While we’ve worked hard to make sure that when a Canary chirps, you know that it matters, some network devices will occasionally touch Canaries in ways that look a lot like attacker behaviour. The same thing happens with Canarytokens.
We want to let you know this is happening, but we also want to let you know that from our vantage point, this doesn’t look like a full-blown attack.
We use these tiny but visible annotations of alerts to let you know our thoughts.
What's Palo Alto Wildfire?
Palo Alto Wildfire is a malware analysis engine that is used by Palo Alto Networks.
So what does this mean?
When your Palo Alto Network's appliance encounters suspicious Adobe PDF Documents, these documents are uploaded to Palo Alto Wildfire.

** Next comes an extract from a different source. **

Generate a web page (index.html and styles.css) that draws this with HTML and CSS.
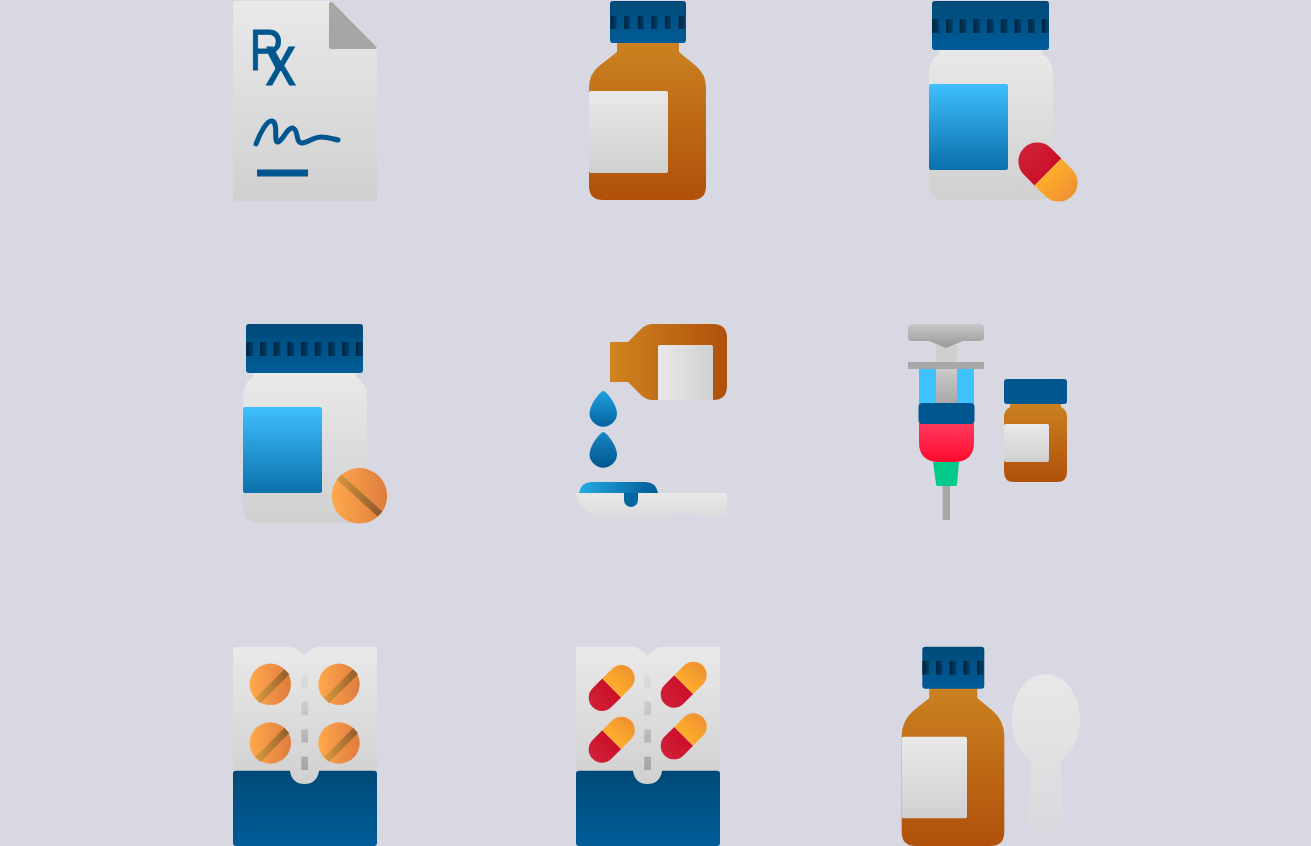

Palo Alto Wildfire will open and run these Canarytoken'ed documents in a sandbox to try to determine whether they are malicious (and in their view they are). When Wildfire opens these documents, it will trigger an alert that someone has opened your Adobe PDF Document Canarytoken.
If you have seen this annotation, we have deduced that the alert looks sufficiently like Palo Alto Wildfire opening and running your Canarytoken. This does not mean that the event should be ignored.
We annotate it here as an attempt to add some context to why you may be seeing this incident.
If you are running Palo Alto Wildfire and it is preventing you from deploying tokens, you can add an exception in Palo Alto, or please mail support so we can help you.